Agriculture and industry: LDPE pipes are used in agricultural drip and sprinkler irrigation systems (due to their excellent flexibility, allowing them to be laid alongside farmland). HDPE pipes are used for transporting industrial wastewater with mild corrosive properties (such as wastewater from food and electronics factories).
IV. Basic Maintenance Tips
Avoid excessive heat and sun exposure: Ordinary PE pipes must not transport hot water above 60°C. Outdoor exposed pipes should be UV-resistant or wrapped with sunscreen/insulation to extend the aging cycle.
Ensure joint seals: PE pipes are primarily connected using hot melt (heating the pipe ends to fuse them) or electric fusion (heating and welding with electric fusion fittings). After installation, a pressure test should be performed (for water pipes, the test pressure should be 1.5 times the working pressure, maintaining the pressure for 30 minutes without leakage) to prevent joint leaks.

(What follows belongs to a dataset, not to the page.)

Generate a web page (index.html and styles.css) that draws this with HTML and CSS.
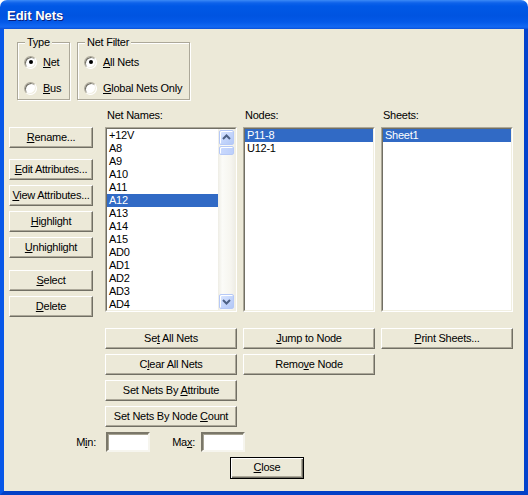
FILE: index.html
```html
<!DOCTYPE html>
<html>
<head>
<meta charset="utf-8">
<link rel="stylesheet" href="styles.css">
</head>
<body>
<div class="window">
  <div class="titlebar"><span class="title">Edit Nets</span></div>
  <div class="frame">
    <div class="client">
      <div class="top">
        <div class="group type">
          <span class="legend">Type</span>
          <div class="radio-row"><span class="radio checked"></span><span><u>N</u>et</span></div>
          <div class="radio-row"><span class="radio"></span><span><u>B</u>us</span></div>
        </div>
        <div class="group filter">
          <span class="legend">Net Filter</span>
          <div class="radio-row"><span class="radio checked"></span><span><u>A</u>ll Nets</span></div>
          <div class="radio-row"><span class="radio"></span><span><u>G</u>lobal Nets Only</span></div>
        </div>
      </div>

      <div class="main">
        <div class="leftcol">
          <div class="btn"><span><u>R</u>ename...</span></div>
          <div class="btn gap-lg"><span><u>E</u>dit Attributes...</span></div>
          <div class="btn gap-sm"><span><u>V</u>iew Attributes...</span></div>
          <div class="btn gap-sm"><span><u>H</u>ighlight</span></div>
          <div class="btn gap-sm"><span><u>U</u>nhighlight</span></div>
          <div class="btn gap-xl"><span><u>S</u>elect</span></div>
          <div class="btn gap-sm"><span><u>D</u>elete</span></div>
        </div>
        <div class="lists">
          <div class="listcol">
            <div class="listlabel">Net Names:</div>
            <div class="listbox">
              <div class="listinner with-scroll">
                <div class="items">
                  <div class="item">+12V</div>
                  <div class="item">A8</div>
                  <div class="item">A9</div>
                  <div class="item">A10</div>
                  <div class="item">A11</div>
                  <div class="item sel">A12</div>
                  <div class="item">A13</div>
                  <div class="item">A14</div>
                  <div class="item">A15</div>
                  <div class="item">AD0</div>
                  <div class="item">AD1</div>
                  <div class="item">AD2</div>
                  <div class="item">AD3</div>
                  <div class="item">AD4</div>
                </div>
                <div class="scrollbar">
                  <div class="sbtn"><svg width="15" height="15" viewBox="0 0 15 15"><path d="M4 9 L7.5 5.5 L11 9" fill="none" stroke="#4D6185" stroke-width="2"/></svg></div>
                  <div class="thumb"></div>
                  <div class="track"></div>
                  <div class="sbtn"><svg width="15" height="15" viewBox="0 0 15 15"><path d="M4 6 L7.5 9.5 L11 6" fill="none" stroke="#4D6185" stroke-width="2"/></svg></div>
                </div>
              </div>
            </div>
          </div>
          <div class="listcol">
            <div class="listlabel">Nodes:</div>
            <div class="listbox">
              <div class="listinner">
                <div class="items">
                  <div class="item sel">P11-8</div>
                  <div class="item">U12-1</div>
                </div>
              </div>
            </div>
          </div>
          <div class="listcol">
            <div class="listlabel">Sheets:</div>
            <div class="listbox">
              <div class="listinner">
                <div class="items">
                  <div class="item sel">Sheet1</div>
                </div>
              </div>
            </div>
          </div>
        </div>
      </div>

      <div class="bottom">
        <div class="btn"><span>Se<u>t</u> All Nets</span></div>
        <div class="btn"><span><u>J</u>ump to Node</span></div>
        <div class="btn"><span><u>P</u>rint Sheets...</span></div>
        <div class="btn"><span>C<u>l</u>ear All Nets</span></div>
        <div class="btn"><span>Remo<u>v</u>e Node</span></div>
        <div class="empty"></div>
        <div class="btn"><span>Set Nets By <u>A</u>ttribute</span></div>
        <div class="empty"></div>
        <div class="empty"></div>
        <div class="btn"><span>Set Nets By Node <u>C</u>ount</span></div>
      </div>

      <div class="minmax">
        <span class="minlabel">M<u>i</u>n:</span>
        <div class="field min"></div>
        <span class="maxlabel">Ma<u>x</u>:</span>
        <div class="field max"></div>
      </div>

      <div class="closerow">
        <div class="btn default"><span><u>C</u>lose</span></div>
      </div>
    </div>
  </div>
</div>
</body>
</html>
```

FILE: styles.css
```css
* { box-sizing: border-box; }
html, body { margin: 0; padding: 0; }
body {
  background: #ffffff;
  font-family: "Liberation Sans", Arial, sans-serif;
  font-size: 11px;
  letter-spacing: -0.25px;
  color: #000;
  width: 528px;
  height: 495px;
  overflow: hidden;
}
u { text-decoration: underline; text-underline-offset: 1px; }

.window {
  width: 528px;
  height: 495px;
  display: flex;
  flex-direction: column;
}
.titlebar {
  height: 29px;
  border-radius: 7px 7px 0 0;
  background: linear-gradient(to bottom, #3D8CF6 0px, #2A7AF2 1px, #0D62EA 3px, #0058E6 6px, #0054E1 16px, #0459E8 22px, #0D63EF 25px, #1368F2 27px, #0A4FD8 29px);
  display: flex;
  align-items: center;
  padding: 2px 0 0 7px;
}
.title {
  color: #fff;
  font-weight: bold;
  font-size: 13px;
  text-shadow: 1px 1px 0 #0A1E78;
  letter-spacing: 0;
}
.frame {
  flex: 1;
  border-left: 4px solid #0757E8;
  border-right: 4px solid #0342CC;
  border-bottom: 4px solid #0340C6;
  background: #ECE9D8;
}
.client {
  height: 462px;
  background: #ECE9D8;
}

/* group boxes */
.top {
  display: flex;
  padding: 13px 0 0 13px;
  gap: 7px;
}
.group {
  position: relative;
  height: 58px;
  border: 1px solid #ACA899;
  box-shadow: inset 1px 1px 0 #fff, 1px 1px 0 #fff;
  padding: 12px 0 0 6px;
  display: flex;
  flex-direction: column;
  gap: 12px;
}
.group.type { width: 53px; }
.group.filter { width: 113px; }
.legend {
  position: absolute;
  top: -7px;
  left: 7px;
  background: #ECE9D8;
  padding: 0 2px;
  line-height: 13px;
}
.radio-row {
  display: flex;
  align-items: center;
  gap: 6px;
  height: 14px;
  line-height: 13px;
}
.radio {
  width: 13px;
  height: 13px;
  border-radius: 50%;
  background: #fff;
  border: 1px solid;
  border-color: #ACA899 #fff #fff #ACA899;
  box-shadow: inset 1px 1px 0 #716F64, inset -1px -1px 0 #F1EFE2;
  position: relative;
  flex: none;
}
.radio.checked::after {
  content: "";
  position: absolute;
  left: 3.5px;
  top: 3.5px;
  width: 4px;
  height: 4px;
  border-radius: 50%;
  background: #000;
}

/* buttons */
.btn {
  height: 21px;
  background: #ECE9D8;
  border: 1px solid;
  border-color: #fff #716F64 #716F64 #fff;
  box-shadow: inset -1px -1px 0 #ACA899;
  display: flex;
  align-items: center;
  justify-content: center;
  line-height: 13px;
  white-space: nowrap;
  padding-bottom: 1px;
}
.btn.default {
  width: 74px;
  height: 22px;
  border: 1px solid #000;
  box-shadow: inset 1px 1px 0 #fff, inset -1px -1px 0 #716F64, inset -2px -2px 0 #ACA899;
}

.main {
  display: flex;
  align-items: flex-start;
  margin-top: 9px;
  padding-left: 5px;
}
.leftcol {
  width: 84px;
  margin-top: 18px;
  display: flex;
  flex-direction: column;
}
.gap-sm { margin-top: 5px; }
.gap-lg { margin-top: 11px; }
.gap-xl { margin-top: 12px; }

.lists {
  margin-left: 12px;
  display: grid;
  grid-template-columns: repeat(3, 132px);
  column-gap: 6px;
}
.listlabel {
  height: 13px;
  line-height: 13px;
  padding-left: 2px;
  margin-bottom: 5px;
}
.listbox {
  height: 185px;
  border: 1px solid;
  border-color: #ACA899 #fff #fff #ACA899;
}
.listinner {
  height: 100%;
  border: 1px solid;
  border-color: #716F64 #F1EFE2 #F1EFE2 #716F64;
  background: #fff;
  overflow: hidden;
  display: flex;
}
.items { flex: 1; min-width: 0; }
.item {
  height: 13px;
  line-height: 13px;
  padding-left: 2px;
  white-space: nowrap;
}
.item.sel {
  background: #316AC5;
  color: #fff;
}
.scrollbar {
  width: 17px;
  flex: none;
  display: flex;
  flex-direction: column;
  background: linear-gradient(to right, #EEEDE5 0, #FBFBF8 25%, #F6F5EF 75%, #EEEDE6 100%);
}
.sbtn {
  width: 15px;
  height: 15px;
  margin: 1px;
  border-radius: 2px;
  border: 1px solid #B6C9F7;
  background: linear-gradient(to bottom right, #DCE7FF 0, #C5D6FC 50%, #B3C8F6 100%);
  box-shadow: inset 1px 1px 0 #fff;
  flex: none;
}
.sbtn svg { display: block; margin: -1px 0 0 -1px; }
.thumb {
  width: 15px;
  height: 9px;
  margin: 0 1px;
  border-radius: 2px;
  border: 1px solid #B6C9F7;
  background: linear-gradient(to right, #CAD9FD, #BCCFFB);
  box-shadow: inset 1px 1px 0 #fff;
  flex: none;
}
.track { flex: 1; }

.bottom {
  margin-top: 11px;
  padding-left: 101px;
  display: grid;
  grid-template-columns: repeat(3, 132px);
  grid-auto-rows: 21px;
  column-gap: 6px;
  row-gap: 5px;
}

.minmax {
  display: flex;
  align-items: center;
  margin-top: 5px;
  padding-left: 61px;
  height: 20px;
}
.minlabel { width: 31px; text-align: right; }
.maxlabel { width: 45px; text-align: right; }
.field {
  width: 44px;
  height: 20px;
  background: #fff;
  border: 2px solid;
  border-color: #7A7769 #F6F5EE #F6F5EE #7A7769;
  box-shadow: inset 1px 1px 0 #A6A393;
}
.field.min { margin-left: 10px; }
.field.max { margin-left: 6px; }

.closerow {
  margin-top: 5px;
  padding-left: 226px;
}
```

Regular Inspection and Maintenance: Buried PE pipes should be protected from nearby heavy machinery. Indoor pipes near heat sources (such as water heaters and radiators) should be wrapped with insulation to prevent localized aging due to high temperatures. If cracks in the pipe wall or leaks at joints are detected, the pipe or fittings should be replaced promptly. V. Future Development Trends
High-Performance Upgrades: Developing "higher-temperature resistant PE pipe" (such as PE-RT II, ​​with long-term temperature resistance of 80°C) and "high-strength, impact-resistant PE pipe" to expand into underground pipelines for high-temperature hot water transportation and heavy vehicle traffic.
Environmental Protection and Circularity: Promoting the use of "recyclable PE pipe" (polyethylene is 100% recyclable and reusable) to reduce plastic pollution; developing "biodegradable PE pipe" (with added biodegradable components) for temporary projects (such as temporary irrigation and emergency drainage).
Intelligent Integration: Combining PE pipe with "leak detection sensors" to create "smart PE pipe" monitors pipeline pressure and flow in real time, automatically triggering alarms in the event of a leak, and reducing municipal pipeline maintenance costs.

In summary, PE pipe, with its core advantages of "cost-effectiveness, ease of installation, and long life," is a leading alternative to traditional metal pipes in both civil and municipal applications. With the development of high-performance modification technologies and intelligent upgrades, its application scenarios will further expand to high-temperature, high-pressure, and intelligent applications, further consolidating its position as a mainstream pipe material.